Later Hettich told The Bitch why he grabs every chance he can to read his poems: "It's almost like you're improvising something even though it's written on the page. You're making an argument that doesn't even make sense except through the music of it."

Then intriguing local composer and occasional Bitch brain teaser Gustavo Matamoros took the stage to perform a piece he wrote for the snare drum. Instead of using brushes or drumsticks, Matamoros held the drum's underside to his mouth every time he used the word right or write or rite or — you get the point. The Venezuelan trilled his r's with an intensity that vibrated the drum and shook its snares. After a twenty-minute blizzard of rrrrrrrrr's, The Bitch was exhausted, and stepped outside to chat with Matamoros.

"There aren't many venues that would support this," he said of Luna Star, adding he'd like to see the city's bars and cafés embrace more experimental performances. Speaking of which, Matamoros said he's excited about a project he has planned for the Subtropics Music Festival in February. Together with Charles Recher, his partner in the wildly successful sound and light show at the Cars and Fish event at Art Basel, Matamoros will toy with hypersonic speakers. Although he wouldn't divulge much about the project, Matamoros said the speakers, which can beam sound with pinpoint accuracy, will make for an interesting aural happening.


Big Fun

The Bitch's favorite Spanish tutor is Sábado Gigante, the insanely popular, delightfully perplexing variety show en español. Recently gringos and gringas who have yearned to gain insight into the chaotic and ribald high jinks unfolding from their television sets have found hope in the form of a tall blond with hair straight out of a Pantene commercial. Aaron Hill, who came from Tampa and has lived in Miami for more than twenty years, began the gig as a guest star playing — what else — an American. For a little more than a year now, Hill has appeared in the show's most-beloved segment, "Cuarto para las Cuatro con la Cuatro," as Ronald Trumpet, a character who parodies comb-over king Donald Trump.

Seeing as Hill is a fan favorite and cast regular on a Spanish-language TV show aired in 42 countries every week, one might expect him to, y'know, speak the language. Alas, no.

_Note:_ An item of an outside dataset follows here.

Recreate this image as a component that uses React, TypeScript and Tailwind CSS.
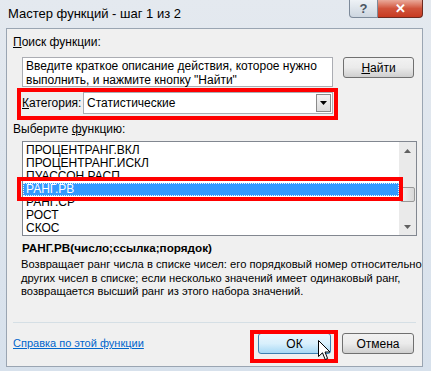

"I'm just learning it now. I'm taking classes once a week," he says with an embarrassed laugh. Which leaves The Bitch wondering, How the hell does he read the scripts? "I've managed to pick up a lot of the words, and I comprehend a lot more now. It's a lot of physical comedy, so my timing has to be correct, and I have to know when they say something that I need to respond to. They gave me a couple of Spanish lines, but they usually keep it English," Hill explains.

Even before Sábado Gigante, Hill made a successful living as a personal trainer, often working at the posh Fairmont Turnberry Isle Resort in Aventura. But his first love has always been acting, and after kicking around in bit parts on Miami Vice and in various advertising campaigns, he was bitten hard by the bug del sur. "I do embrace Latin culture, because if you're in Miami and you don't, you wind up out in left field," he says. Lucky for Hill, the Spanish-speaking community seems to love him.

"I was at Costco recently, and these two guys recognized me. They asked if I was on Sábado Gigante. I tried to talk to them, but they didn't speak a lot of English," he laughs. "I've been recognized in Publix too."

It fascinates The Bitch that this Aryan dream of a man has become a part of the international Latin scene, starring on a TV show listed in the Guinness Book of World Records as the longest-running in the world.

"I think a lot of Americans might just click on the show because it's so visual, but if they had subtitles, I think they'd grab a huge American audience. It's a little racy for Americans, in terms of how the girls dress and the dancing ... but anyone who knows Latin culture knows that it's a little more ... flashy," he remarks.

Besides the TV show and the personal training, Hill is also working on a book, The No-Diet Diet, which he hopes to sell to both English- and Spanish-speaking markets. "It's a lifestyle book, and it's very visual. I play with the influences of Latin and Caribbean foods that I've encountered. Even though I'm from Ohio, I've always been very adventurous with trying foods from different cultures," he says.

Jeez! The Bitch stares at Hill with eyes as large as saucers.